— start —
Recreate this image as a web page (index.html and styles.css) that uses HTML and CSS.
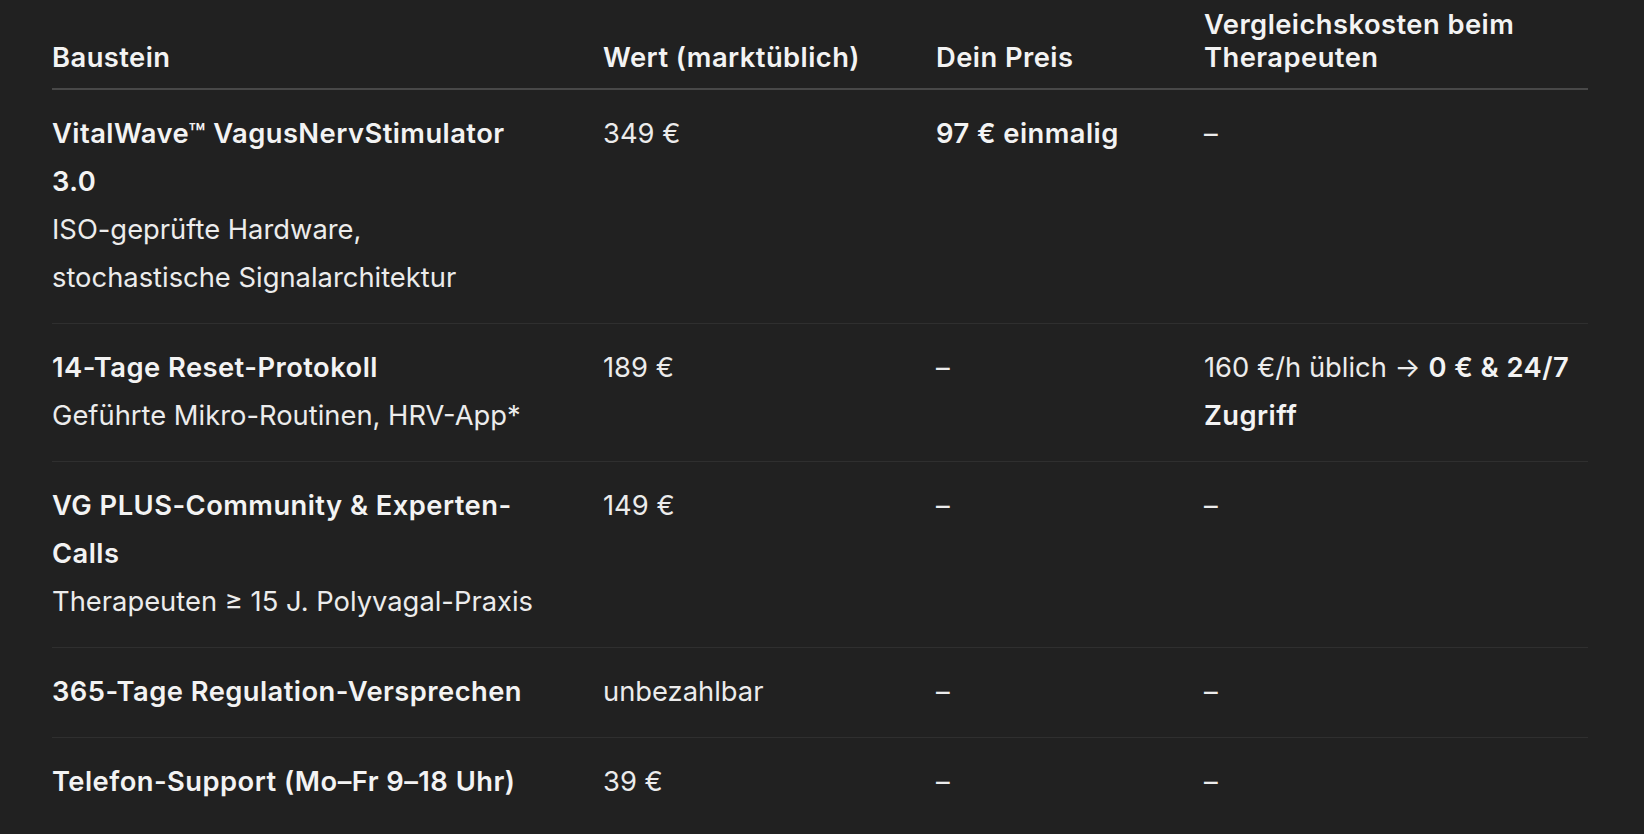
FILE: index.html
```html
<!DOCTYPE html>
<html lang="de">
<head>
<meta charset="utf-8">
<title>Preisübersicht</title>
<link rel="stylesheet" href="styles.css">
</head>
<body>
<main class="page">
  <table class="price-table">
    <colgroup>
      <col class="c-item">
      <col class="c-value">
      <col class="c-price">
      <col class="c-compare">
    </colgroup>
    <thead>
      <tr>
        <th>Baustein</th>
        <th>Wert (marktüblich)</th>
        <th>Dein Preis</th>
        <th>Vergleichskosten beim Therapeuten</th>
      </tr>
    </thead>
    <tbody>
      <tr>
        <td><strong>VitalWave™ VagusNervStimulator 3.0</strong><br>ISO-geprüfte Hardware, stochastische Signalarchitektur</td>
        <td>349 €</td>
        <td><strong>97 € einmalig</strong></td>
        <td>–</td>
      </tr>
      <tr>
        <td><strong>14-Tage Reset-Protokoll</strong><br>Geführte Mikro-Routinen, HRV-App*</td>
        <td>189 €</td>
        <td>–</td>
        <td>160 €/h üblich → <strong>0 € &amp; 24/7 Zugriff</strong></td>
      </tr>
      <tr>
        <td><strong>VG PLUS-Community &amp; Experten-Calls</strong><br>Therapeuten ≥ 15 J. Polyvagal-Praxis</td>
        <td>149 €</td>
        <td>–</td>
        <td>–</td>
      </tr>
      <tr>
        <td><strong>365-Tage Regulation-Versprechen</strong></td>
        <td>unbezahlbar</td>
        <td>–</td>
        <td>–</td>
      </tr>
      <tr>
        <td><strong>Telefon-Support (Mo–Fr 9–18 Uhr)</strong></td>
        <td>39 €</td>
        <td>–</td>
        <td>–</td>
      </tr>
    </tbody>
  </table>
</main>
</body>
</html>
```

FILE: styles.css
```css
html, body {
  margin: 0;
  padding: 0;
  background: #212121;
}

body {
  font-family: "Inter", "Noto Sans", "Liberation Sans", sans-serif;
  color: #ececec;
  font-size: 27.35px;
  overflow: hidden;
}

.page {
  padding: 0 0 0 52px;
}

.price-table {
  width: 1536px;
  table-layout: fixed;
  border-collapse: collapse;
  border-spacing: 0;
}

.c-item { width: 551px; }
.c-value { width: 333px; }
.c-price { width: 268px; }
.c-compare { width: 384px; }

.price-table th {
  text-align: left;
  font-weight: 600;
  letter-spacing: 0.45px;
  color: #f3f3f3;
  line-height: 33px;
  vertical-align: bottom;
  padding: 8px 60px 14px 0;
  border-bottom: 2px solid #484848;
}

.price-table td {
  text-align: left;
  vertical-align: top;
  line-height: 48px;
  padding: 20px 60px 21px 0;
  border-bottom: 1px solid #2f2f2f;
}

.price-table th:last-child,
.price-table td:last-child {
  padding-right: 0;
}

.price-table tbody tr:last-child td {
  border-bottom: none;
}

.price-table strong {
  font-weight: 600;
  letter-spacing: 0.45px;
  color: #f3f3f3;
}
```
— end —
= AIM OF THE TASK =
Reproduce the data verbatim. Do not carry any picture into the copy.

= THE RESULT =
Recreate this image as a web page (index.html and styles.css) that uses HTML and CSS.
FILE: index.html
```html
<!DOCTYPE html>
<html lang="de">
<head>
<meta charset="utf-8">
<title>Preisübersicht</title>
<link rel="stylesheet" href="styles.css">
</head>
<body>
<main class="page">
  <table class="price-table">
    <colgroup>
      <col class="c-item">
      <col class="c-value">
      <col class="c-price">
      <col class="c-compare">
    </colgroup>
    <thead>
      <tr>
        <th>Baustein</th>
        <th>Wert (marktüblich)</th>
        <th>Dein Preis</th>
        <th>Vergleichskosten beim Therapeuten</th>
      </tr>
    </thead>
    <tbody>
      <tr>
        <td><strong>VitalWave™ VagusNervStimulator 3.0</strong><br>ISO-geprüfte Hardware, stochastische Signalarchitektur</td>
        <td>349 €</td>
        <td><strong>97 € einmalig</strong></td>
        <td>–</td>
      </tr>
      <tr>
        <td><strong>14-Tage Reset-Protokoll</strong><br>Geführte Mikro-Routinen, HRV-App*</td>
        <td>189 €</td>
        <td>–</td>
        <td>160 €/h üblich → <strong>0 € &amp; 24/7 Zugriff</strong></td>
      </tr>
      <tr>
        <td><strong>VG PLUS-Community &amp; Experten-Calls</strong><br>Therapeuten ≥ 15 J. Polyvagal-Praxis</td>
        <td>149 €</td>
        <td>–</td>
        <td>–</td>
      </tr>
      <tr>
        <td><strong>365-Tage Regulation-Versprechen</strong></td>
        <td>unbezahlbar</td>
        <td>–</td>
        <td>–</td>
      </tr>
      <tr>
        <td><strong>Telefon-Support (Mo–Fr 9–18 Uhr)</strong></td>
        <td>39 €</td>
        <td>–</td>
        <td>–</td>
      </tr>
    </tbody>
  </table>
</main>
</body>
</html>
```

FILE: styles.css
```css
html, body {
  margin: 0;
  padding: 0;
  background: #212121;
}

body {
  font-family: "Inter", "Noto Sans", "Liberation Sans", sans-serif;
  color: #ececec;
  font-size: 27.35px;
  overflow: hidden;
}

.page {
  padding: 0 0 0 52px;
}

.price-table {
  width: 1536px;
  table-layout: fixed;
  border-collapse: collapse;
  border-spacing: 0;
}

.c-item { width: 551px; }
.c-value { width: 333px; }
.c-price { width: 268px; }
.c-compare { width: 384px; }

.price-table th {
  text-align: left;
  font-weight: 600;
  letter-spacing: 0.45px;
  color: #f3f3f3;
  line-height: 33px;
  vertical-align: bottom;
  padding: 8px 60px 14px 0;
  border-bottom: 2px solid #484848;
}

.price-table td {
  text-align: left;
  vertical-align: top;
  line-height: 48px;
  padding: 20px 60px 21px 0;
  border-bottom: 1px solid #2f2f2f;
}

.price-table th:last-child,
.price-table td:last-child {
  padding-right: 0;
}

.price-table tbody tr:last-child td {
  border-bottom: none;
}

.price-table strong {
  font-weight: 600;
  letter-spacing: 0.45px;
  color: #f3f3f3;
}
```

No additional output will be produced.